I\'m trying to selection objects within a region from a pandas dataframe which contains a list of item ids and lat lon pairs. Is there a selection method for this? I think t
A process to select points within a region as performed by the working code below starts with creating 2 geodataframes. The first one contains a polygon, and the second contains all the points to do spatial join
with the first. The spatial join operator within
is used to enable the points that fall inside the polygon to be selected. The result of the operation is also a geodataframe, it contains only the required points that fall within the area of the polygon.
The content of locations.csv
; 6 lines with column headers.
Note: no spaces in the first row.
ID,LAT,LON
1, 15.1, 10.0
2, 15.2, 15.1
3, 15.3, 20.2
4, 15.4, 25.3
5, 15.5, 30.4
The code:
import pandas as pd
import geopandas as gpd
from shapely import wkt
from shapely.geometry import Point, Polygon
from shapely.wkt import loads
# Create a geo-dataframe `polygon_df` having 1 row of polygon
# This polygon will be used to select points in a geodataframe
d = {'poly_id':[1], 'wkt':['POLYGON ((30 10, 40 40, 20 40, 10 20, 30 10))']}
df = pd.DataFrame( data=d )
geometry = [loads(pgon) for pgon in df.wkt]

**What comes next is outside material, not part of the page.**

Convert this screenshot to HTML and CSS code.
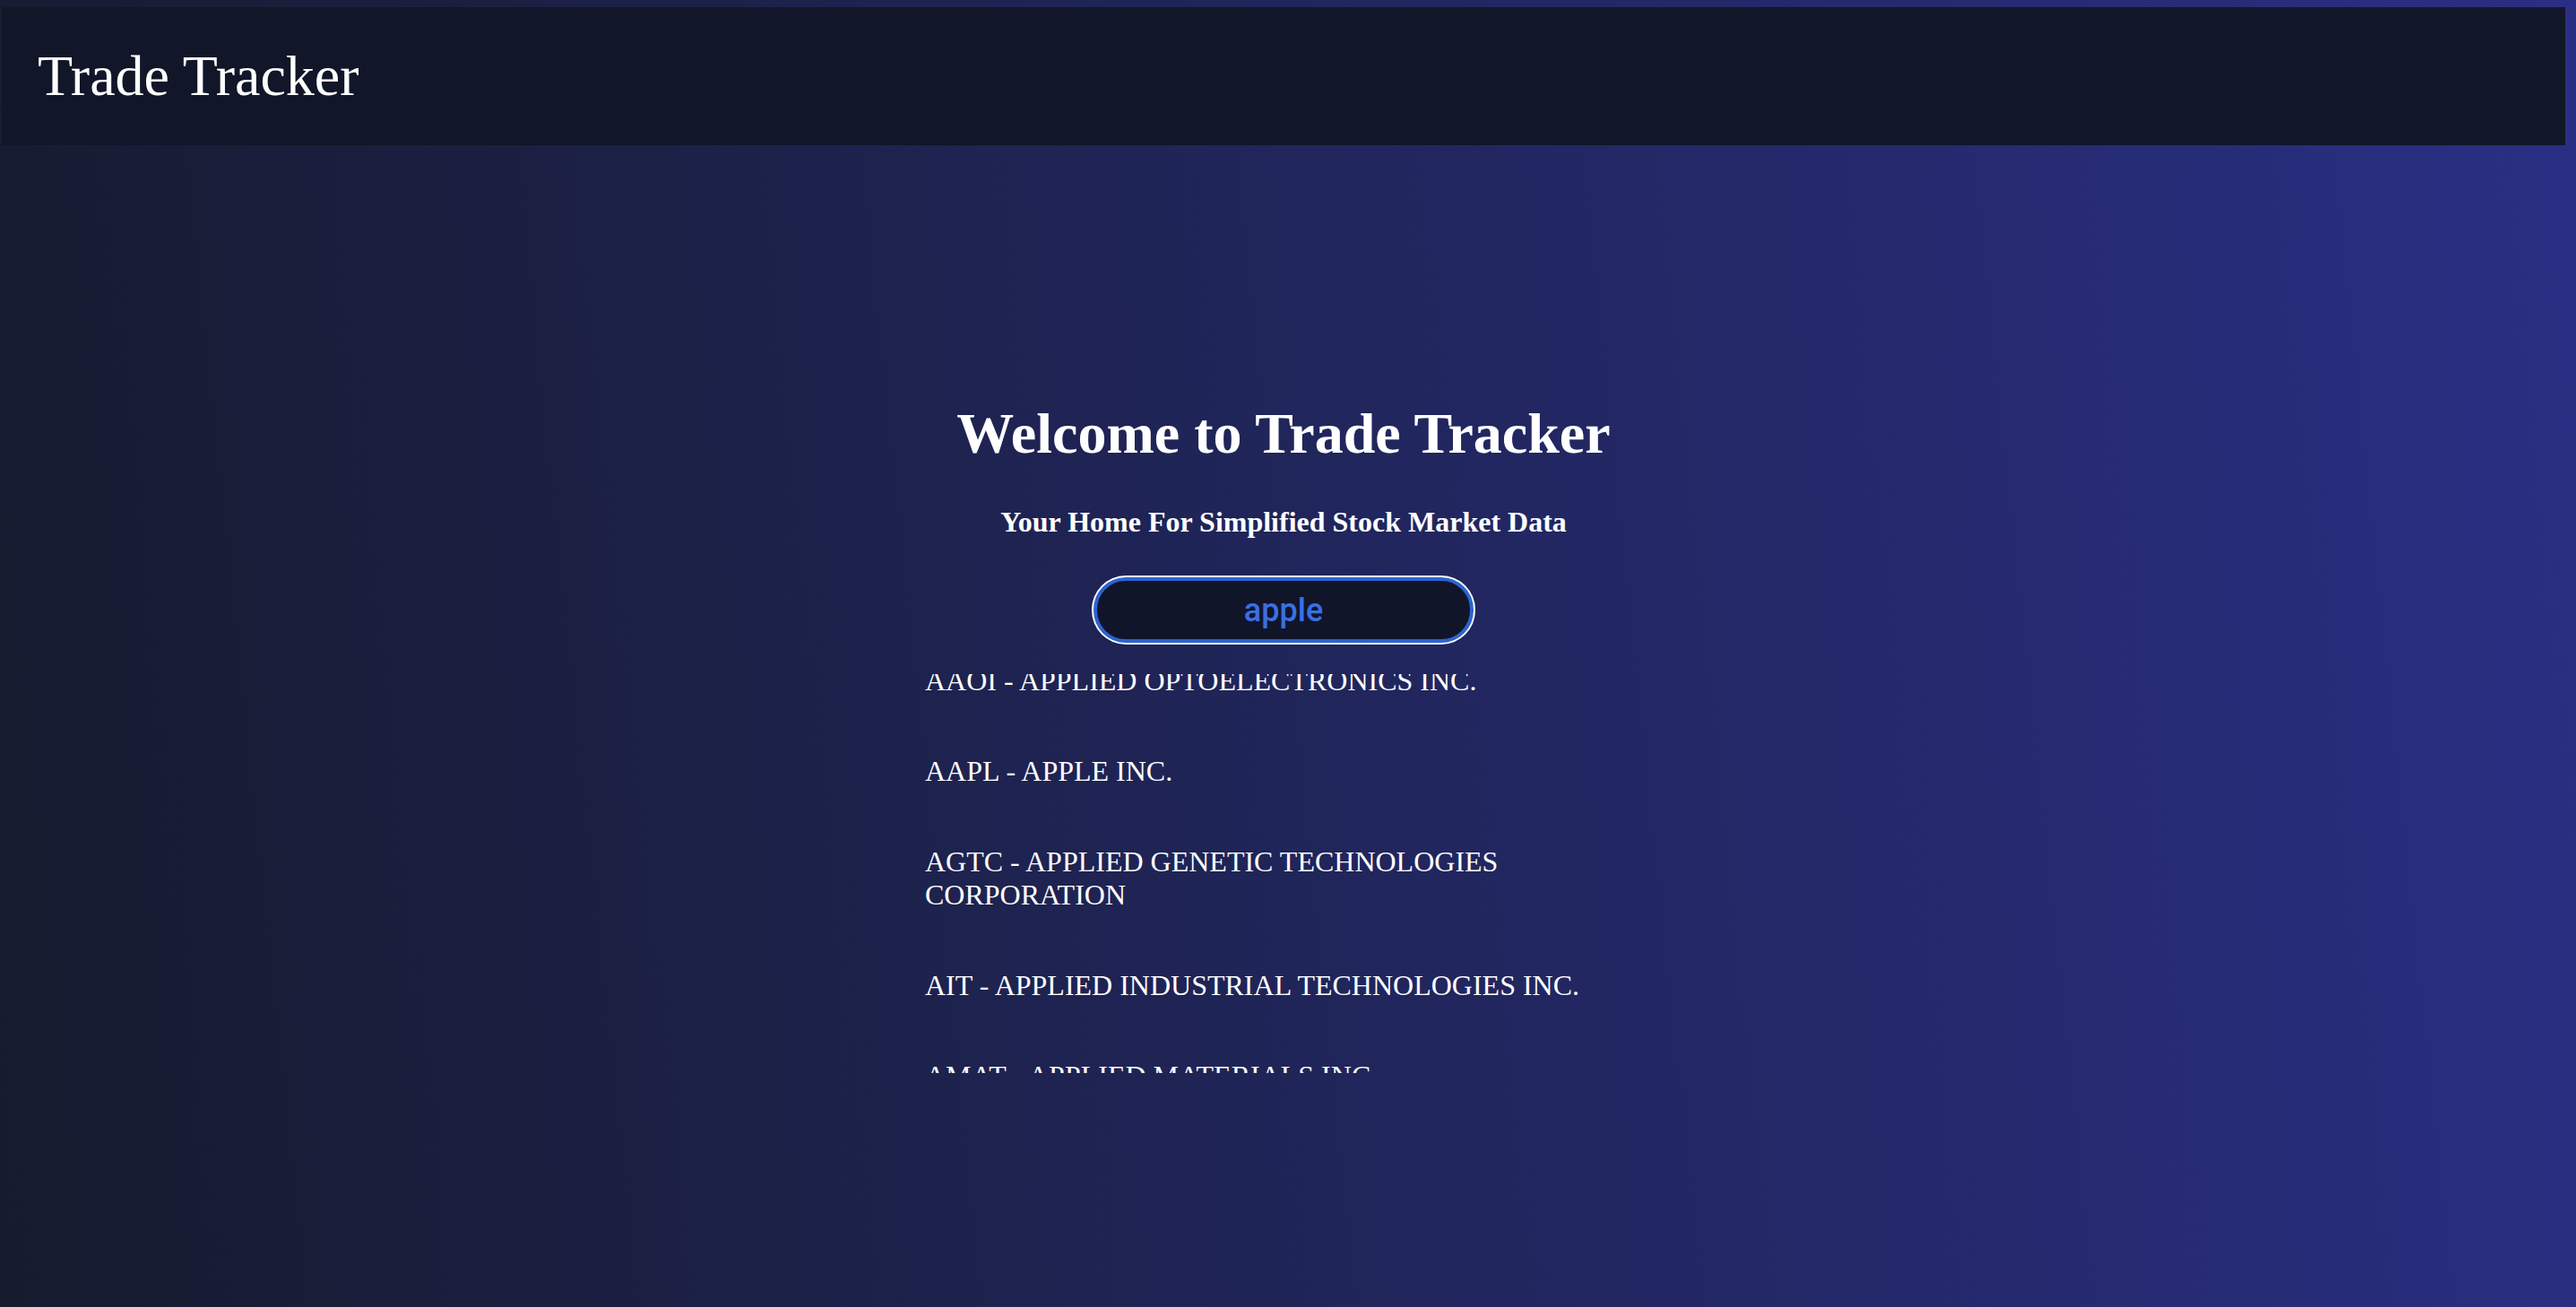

polygon_df = gpd.GeoDataFrame(df, \
crs={'init': 'epsg:4326'}, \
geometry=geometry)
# One can plot this polygon with the command:
# polygon_df.plot()
# Read the file with `pandas`
locs = pd.read_csv('locations.csv', sep=',')
# Making it a geo-dataframe with new name: `geo_locs`
geo_locs = gpd.GeoDataFrame(locs, crs={'init': 'epsg:4326'})
locs_geom = [Point(xy) for xy in zip(geo_locs.LON, geo_locs.LAT)]
geo_locs['wkt'] = geo_locs.apply( lambda x: Point(x.LON, x.LAT), axis=1 )
geo_locs = gpd.GeoDataFrame(geo_locs, crs={'init': 'epsg:4326'}, \
geometry=geo_locs['wkt'])
# Do a spatial join of `point` within `polygon`, get the result in `pts_in_poly` GeodataFrame.
pts_in_poly = gpd.sjoin(geo_locs, polygon_df, op='within', how='inner')
# Print the ID of the points that fall within the polygon.
print(pts_in_poly.ID)
# The output will be:
#2 3
#3 4
#4 5
#Name: ID, dtype: int64
# Plot the polygon and all the points.
ax1 = polygon_df.plot(color='lightgray', zorder=1)
geo_locs.plot(ax=ax1, zorder=5, color="red")
The output plot:
In the plot, the points with ID's 3, 4, and 5 fall within the polygon.